Bigger returns on higher oil price
S&P analysts calculated the NPV of Rosebank using a 10% discount rate, with comparisons made using various carbon pricing initiatives and fluctuating oil prices.
This included a UK Emissions Trading Scheme (ETS) level of $100/t CO2e, Shell’s Carbon Disclosure Project at $128/t CO2e, and a “shadow carbon price” of $44/t CO2e.
Values at various oil price levels were also compared, including low ($58/barrel), base ($84/bbl), and high ($110/bbl) cases.
It reveals a “robust” post-tax NPV of $3.98bn under the standard carbon price and oil price scenario.
Were oil prices to fall, the low-price scenario infers an NPV of $1.91bn.
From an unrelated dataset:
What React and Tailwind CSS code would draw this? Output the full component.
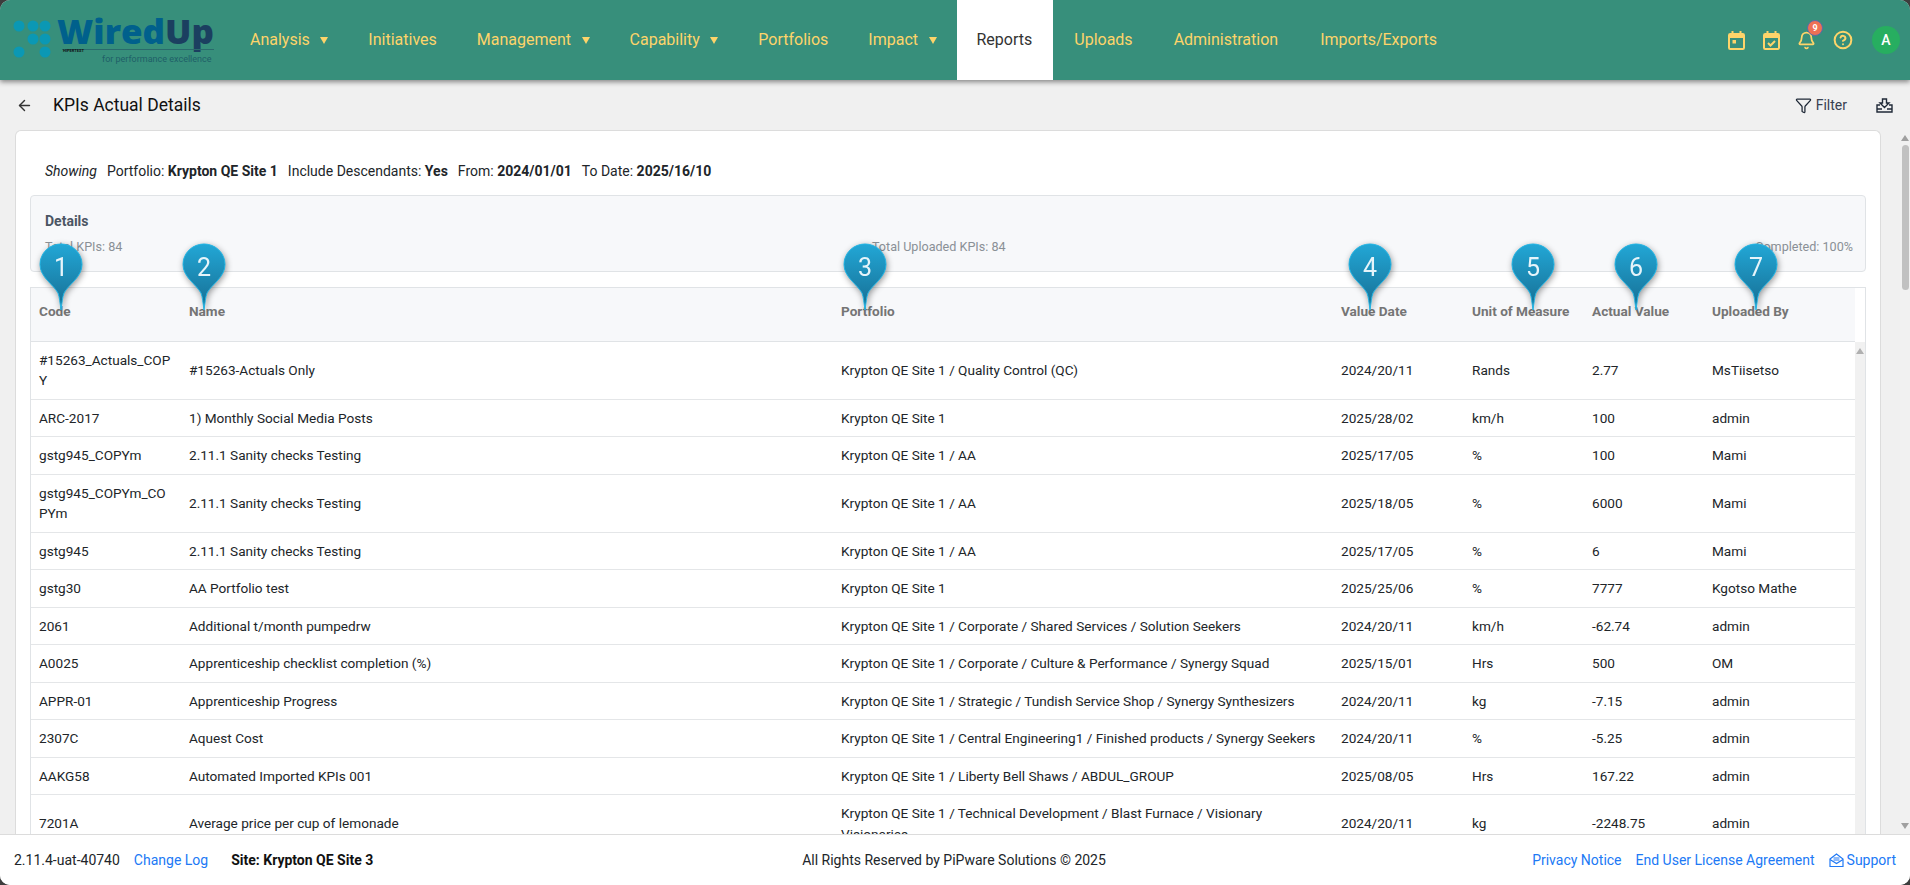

Assessed in combination with the most stringent carbon taxes, this would reduce to $1.65bn.
“This resilience underscores that even under certain unfavorable conditions, Rosebank’s valuations maintain a notably high level of economic viability which emphasizes the dual benefit of encouraging companies to venture into low-emission practices, thereby producing a lower carbon footprint while upholding sound economic feasibility,” the authors note.
At the other end of the scale, sustained prices at the $110/bbl mark could see Rosebank’s post-tax value rise to between $5.7bn and $6.1bn, depending on carbon costs.
Equinor has previously said it it expects to invest a total of £8.1 billion (around $10.3bn) over the life of the field, more than three-quarters of which would be spent in the UK.
At peak, the project is expected to employ up to 1,600 direct, full-time equivalent (FTE) jobs, and generate gross value add (GVA) of around £24.1 billion over the field’s life.
Emissions impact
Rosebank will be one of several North Sea projects to be developed as electrification-ready, enabling it to run on lower-carbon power either from the Shetland grid or via a tie-up to a suitable generation project.
However Equinor has confirmed that that 2030 is the “earliest” Rosebank would benefit from the emissions-busting tech – years after first oil is achieved.
Nevertheless, S&P’s analyst find its production emissions of 12 kg CO2/boe would be nearly half the UK North Sea average of 20kg CO2/ boe even without a grid link.
This falls to less than 3 kg CO2/boe after electrification.
“Even without electrification over life of field, expected emissions from the development consist of a negligible proportion (1.6%) of annual emissions from the UK offshore oil and gas sector,” the S&P blog notes.
“Such project shows the imperative to align goals on sustainability and emissions reduction objectives while still maintaining a positive economic viability.”
West of Shetland remains a key area for electrification development, though momentum may be slowing after it was revealed Ithaca had paused work on plans to hook up its assets.
The group had signed an agreement with BP and Equinor in 2022 to work towards electrification of assets including Cambo, Rosebank and BP’s Clair field, though it’s understood that efforts on the latter are continuing.
Meanwhile, environmental campaigners have also voiced their intentions to challenge Rosebank plans.
Uplift and Greenpeace UK announced in December that they will launch separate legal cases at the Court of Session in Edinburgh, arguing the development is unlawful because it ignores the impact of downstream emissions, and that it could damage marine life in a protected area of the North Sea.